Required work
Report how many lines hold the string "that". Give the number and nothing else.

Provided data
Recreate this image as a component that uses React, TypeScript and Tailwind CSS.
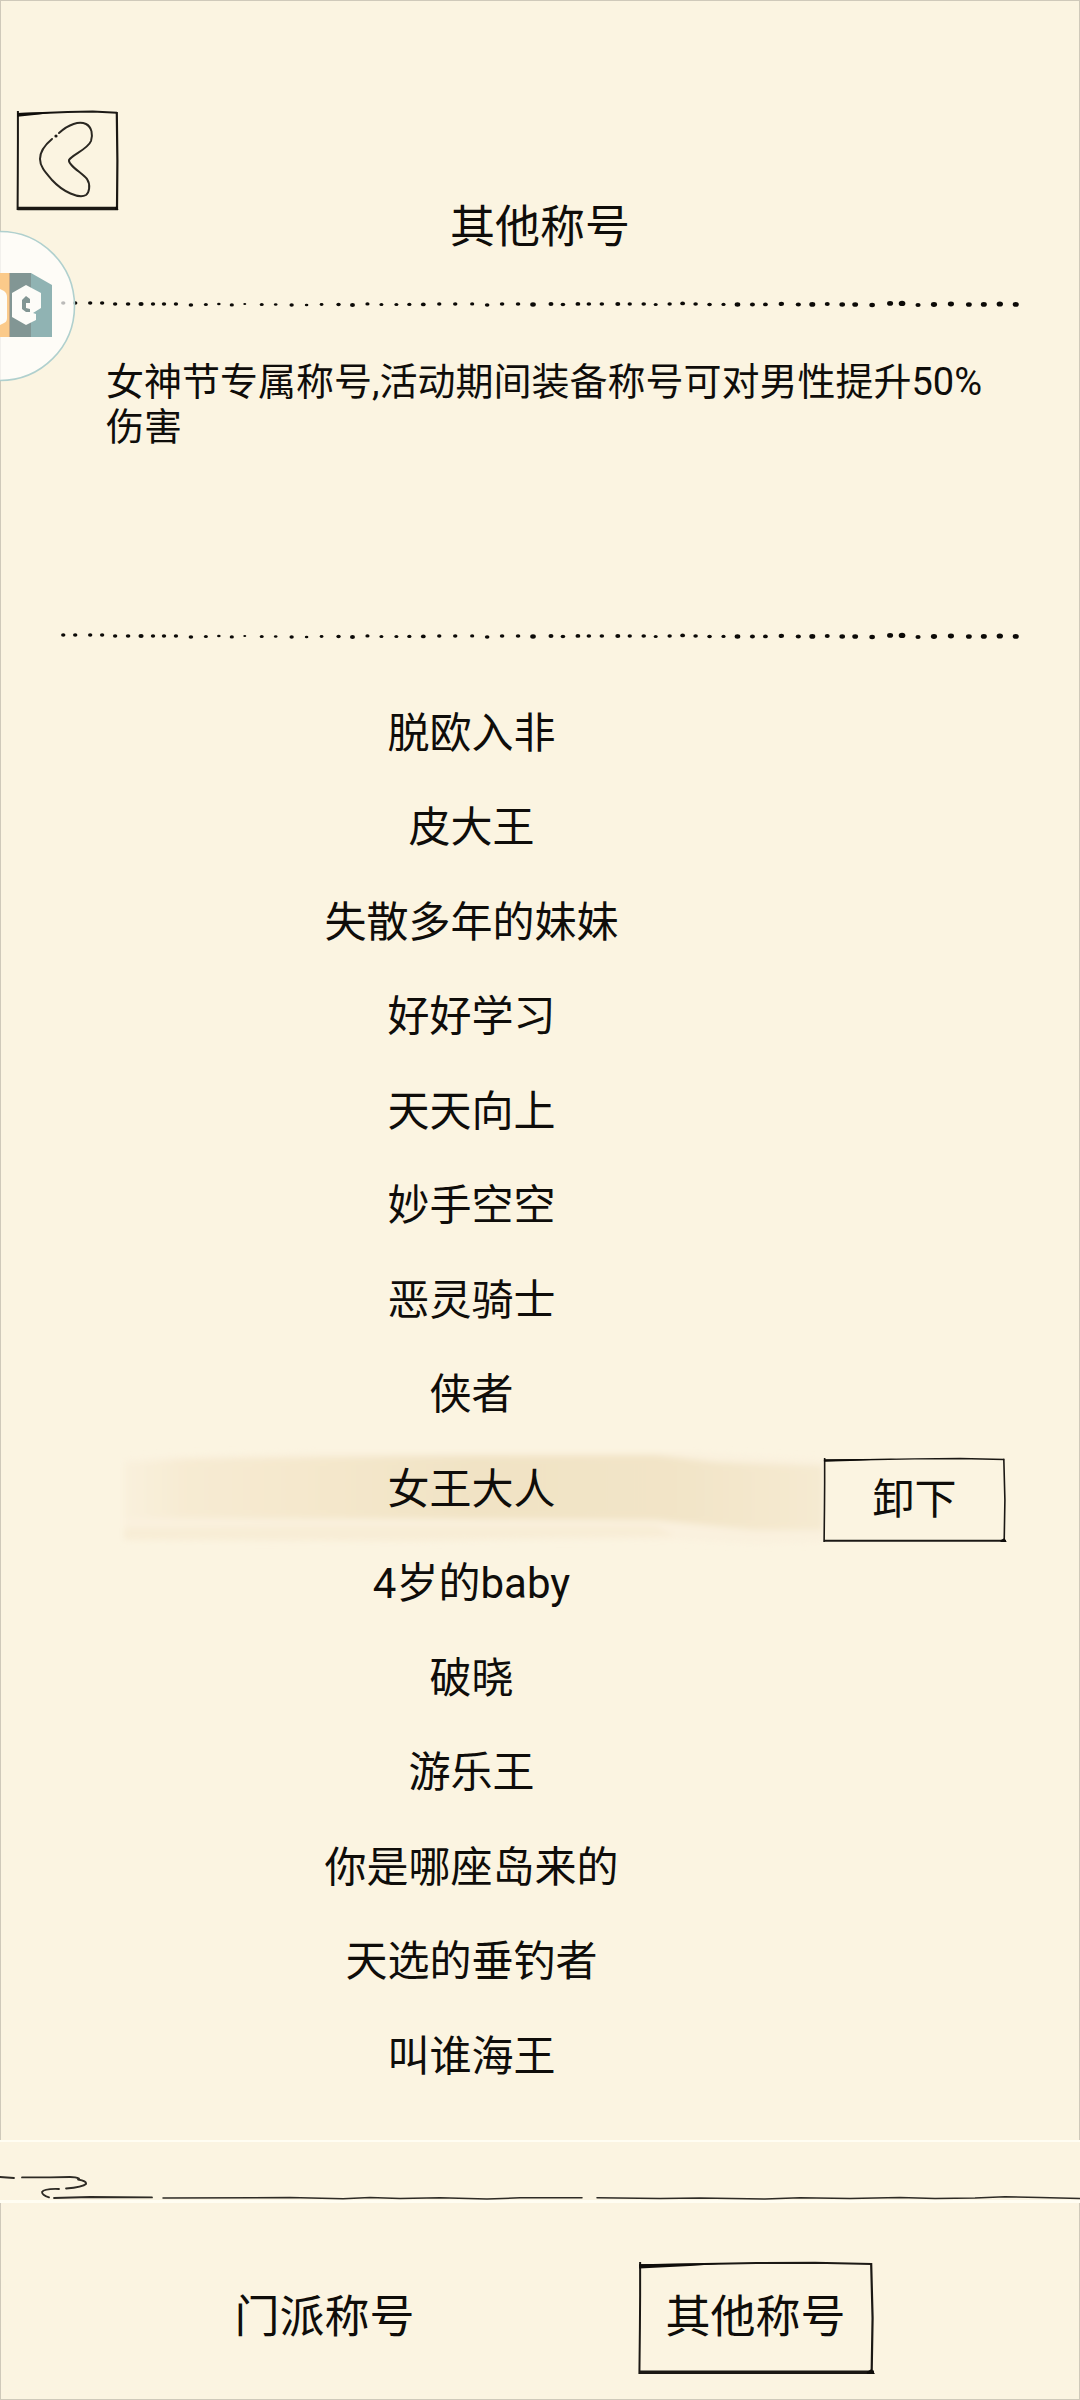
import { useState } from "react";

const titles = [
    "脱欧入非",
    "皮大王",
    "失散多年的妹妹",
    "好好学习",
    "天天向上",
    "妙手空空",
    "恶灵骑士",
    "侠者",
    "女王大人",
    "4岁的baby",
    "破晓",
    "游乐王",
    "你是哪座岛来的",
    "天选的垂钓者",
    "叫谁海王",
];

// [x, y, radius] of every ink dot in a divider
const dots: [number, number, number][] = [
    [62, 5, 2], [74, 5, 2], [89, 5, 2], [101, 5, 2], [114, 6, 2], [127, 6, 2.1], [140, 6, 2.4],
    [152, 6, 2], [163, 6, 2], [175, 6, 2], [190, 7, 2.1], [205, 6.5, 1.8], [218, 6, 1.6], [231, 7, 1.9],
    [244, 6, 1.3], [261, 6.5, 1.8], [275, 6.5, 1.6], [291, 7, 2], [306, 7, 1.6], [321, 6.5, 1.7], [338, 6.5, 2],
    [352, 7, 2.3], [367, 6, 1.9], [381, 6.5, 1.8], [396, 6.5, 1.8], [409, 6.5, 1.9], [423, 6.5, 2.2], [439, 6, 2],
    [455, 6, 2], [472, 6, 1.9], [487, 7, 2.1], [502, 6, 2.1], [518, 6, 2.1], [533, 6.5, 2.6], [551, 6, 2.3],
    [563, 6.5, 2.1], [578, 6, 2.2], [589, 6, 2.1], [602, 6, 2.1], [618, 6, 2.3], [630, 6, 2], [644, 6, 2.1],
    [656, 6.5, 1.8], [670, 6, 2], [683, 5.5, 2.2], [696, 6, 2.1], [710, 6.5, 2.1], [724, 6.5, 1.9], [738, 6.5, 2.6],
    [753, 6.5, 2.3], [766, 6.5, 2.2], [782, 6, 2.5], [799, 6.5, 2.4], [813, 6.5, 2.8], [828, 6, 2.3], [843, 6.5, 2.6],
    [856, 6.5, 2.7], [873, 7, 2.6], [891, 5.5, 2.8], [903, 5.5, 3.1], [919, 7, 2.4], [935, 6.5, 2.9], [952, 6, 2.9],
    [970, 6.5, 2.7], [985, 6.5, 2.8], [1001, 6, 3], [1017, 6.5, 2.8],
];

function DottedLine() {
    return (
        <svg viewBox="0 0 1080 12" className="block w-full" aria-hidden="true">
            {dots.map(([x, y, r], i) => (
                <ellipse key={i} cx={x} cy={y} rx={r + 0.2} ry={r * 0.85} fill="#0c0a07" />
            ))}
        </svg>
    );
}

// Ink frame that stretches with the button it sits in
function SketchFrame({ thin }: { thin?: boolean }) {
    return (
        <svg
            viewBox="0 0 100 100"
            preserveAspectRatio="none"
            className="absolute inset-0 h-full w-full overflow-visible"
            aria-hidden="true"
        >
            <g fill="none" stroke="#1b1814">
                <path d="M0.9 0V30L0.8 60L0.6 100" strokeWidth={thin ? 1.6 : 2} vectorEffect="non-scaling-stroke" />
                <path d="M98.8 1L99.4 50L99 100" strokeWidth={thin ? 1.6 : 2.2} vectorEffect="non-scaling-stroke" />
                <path d="M0.5 3L50 1L75 0.6L99 1.8" strokeWidth={thin ? 1.4 : 2} vectorEffect="non-scaling-stroke" />
                <path d="M0.5 98.5L100 98.5" strokeWidth={thin ? 2.2 : 3.4} vectorEffect="non-scaling-stroke" />
            </g>
            <path d={thin ? "M0.5 1.6L40 0.8L15 3.6L0.5 4.6Z" : "M0.5 2L40 1L22 3.6L0.5 5.8Z"} fill="#0f0d0a" />
            <path d="M97 98L99 95.5L100.4 100L97 100Z" fill="#0f0d0a" />
        </svg>
    );
}

function BackIcon() {
    return (
        <svg width="101" height="99" viewBox="0 0 101 99" fill="none" aria-hidden="true">
            <path
                d="M42 22C52 13 62 10 69 13C75 16 76 24 74 30C71 38 55 44 52 49C51 54 65 62 70 68C74 74 72 82 69 84C62 88 46 81 35 69C29 62 23 56 23 48C23 40 29 33 35 28"
                stroke="#2a2721"
                strokeWidth="2"
                strokeLinecap="round"
            />
            <circle cx="39" cy="25" r="1.6" fill="#1b1814" />
        </svg>
    );
}

function FloatingBadge() {
    return (
        <svg
            width="76"
            height="152"
            viewBox="0 0 76 152"
            className="absolute left-0 top-[230px]"
            aria-hidden="true"
        >
            <circle cx="0" cy="76" r="74.5" fill="#ffffff" fillOpacity="0.72" stroke="#b0d0ce" strokeWidth="1.6" />
            <path d="M0 43H9V107H0Z" fill="#fbca8a" />
            <path d="M9 43H10V107H9Z" fill="#c3a583" />
            <path d="M10 43H31V107H10Z" fill="#829694" />
            <path d="M31 43L52 55V107H31Z" fill="#90b3b3" />
            <path d="M0 59L4 61Q7 63 7 67V88Q7 92 4 93L0 95Z" fill="#fdfcf8" />
            <path d="M26 55L41 63V78L33 83L36 84V90L26 95L12 87V63Z" fill="#fdfcf8" />
            <path d="M26 66L30 69V73L26 73V78L30 79V82L26 82L22 79V70Z" fill="#829694" />
        </svg>
    );
}

// Pale brush stroke behind the equipped title
function BrushStroke() {
    return (
        <svg
            viewBox="0 0 708 110"
            preserveAspectRatio="none"
            className="absolute -left-1 -top-3 h-[110px] w-[calc(100%+4px)]"
            aria-hidden="true"
        >
            <defs>
                <linearGradient id="brush" x1="0" x2="1" y1="0" y2="0">
                    <stop offset="0" stopColor="#f8efd8" stopOpacity="0.4" />
                    <stop offset="0.08" stopColor="#f7ebd3" />
                    <stop offset="0.3" stopColor="#f4e7cb" />
                    <stop offset="0.5" stopColor="#f1e3c5" />
                    <stop offset="0.78" stopColor="#f2e4c7" />
                    <stop offset="1" stopColor="#f5ead1" />
                </linearGradient>
                <filter id="soft" x="-5%" y="-20%" width="110%" height="140%">
                    <feGaussianBlur stdDeviation="3" />
                </filter>
            </defs>
            <g filter="url(#soft)">
                <path d="M8 14L60 10L200 6L580 6L640 10L708 14V96L640 98L560 94L8 92Z" fill="#faf1de" />
                <path d="M8 18L70 13L300 10L540 9L600 16L708 20V84L640 84L540 74L300 73L8 72Z" fill="url(#brush)" />
                <path d="M8 82L200 80L540 80L560 90L300 95L8 94Z" fill="#f8edd6" />
            </g>
        </svg>
    );
}

function CloudLine() {
    return (
        <svg
            viewBox="0 0 1080 63"
            className="block w-full bg-[#fbf4e1]"
            fill="none"
            stroke="#2e2b25"
            strokeWidth="1.8"
            strokeLinecap="round"
            aria-hidden="true"
        >
            <rect x="0" y="0" width="1080" height="2" fill="#fffdf2" stroke="none" />
            <rect x="0" y="60" width="1080" height="3" fill="#fffdf2" stroke="none" />
            <path d="M0 37L14 38M22 37.4L50 37.4L70 37Q76 37 79 38.5M78 39.5Q87 41 86 44Q83 47 66 48.5M59 49Q44 48.5 42 52Q42 55 49 57.4M54 58L90 57L152 57.4" />
            <path d="M163 58L290 57.6L343 58.8L370 57.6L400 58.6L440 57.8L487 59L520 57.8L582 57.8" strokeWidth="1.5" />
            <path d="M597 57.8L660 58.4L700 58L765 59L800 57.8L850 58.6L900 57.6L935 58.6L975 58L1005 56.8L1040 57.6L1080 58.4" strokeWidth="1.5" />
        </svg>
    );
}

export default function App() {
    const [equipped, setEquipped] = useState<string>("女王大人");
    const [tab, setTab] = useState<string>("其他称号");

    return (
        <div className="relative flex min-h-screen flex-col bg-[#fbf4e1] font-[Roboto,'Noto_Sans_CJK_SC',sans-serif] text-[#0f0d0a]">
            <div className="flex flex-1 flex-col border-x border-t border-[#cfc9ba]">
                <header className="flex flex-col pt-[110px]">
                    <button aria-label="返回" className="relative ml-4 h-[99px] w-[101px]">
                        <SketchFrame />
                        <BackIcon />
                    </button>
                    <h1 className="-mt-3.5 text-center text-[45px] leading-[64px]">其他称号</h1>
                </header>

                <section className="mt-[38px]">
                    <DottedLine />
                    <p className="ml-[105px] mr-[75px] mt-[50px] min-h-[270px] text-[38px] leading-[45px]">
                        女神节专属称号,活动期间装备称号可对男性提升50%伤害
                    </p>
                    <DottedLine />
                </section>

                <ul className="mb-[31px] mt-[60px] flex flex-1 flex-col justify-between pl-[119px] pr-[73px]">
                    {titles.map((title) => (
                        <li key={title} className="grid h-[84px] grid-cols-[1fr_183px] items-start">
                            <button
                                className="relative text-[42px] leading-[64px]"
                                onClick={() => setEquipped(title)}
                            >
                                {equipped === title && <BrushStroke />}
                                <span className="relative">{title}</span>
                            </button>
                            {equipped === title && (
                                <button
                                    className="relative h-[84px] bg-[#fbf4e1] text-[42px] leading-[84px]"
                                    onClick={() => setEquipped("")}
                                >
                                    <SketchFrame thin />
                                    卸下
                                </button>
                            )}
                        </li>
                    ))}
                </ul>
            </div>

            <CloudLine />

            <nav className="flex justify-center gap-[195px] border-x border-b border-[#cfc9ba] pb-[25px] pt-[59px]">
                {["门派称号", "其他称号"].map((name) => (
                    <button
                        key={name}
                        className="relative h-[112px] w-[236px] text-[45px] leading-[112px]"
                        onClick={() => setTab(name)}
                    >
                        {tab === name && <SketchFrame />}
                        {name}
                    </button>
                ))}
            </nav>

            <FloatingBadge />
        </div>
    );
}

Finished answer
2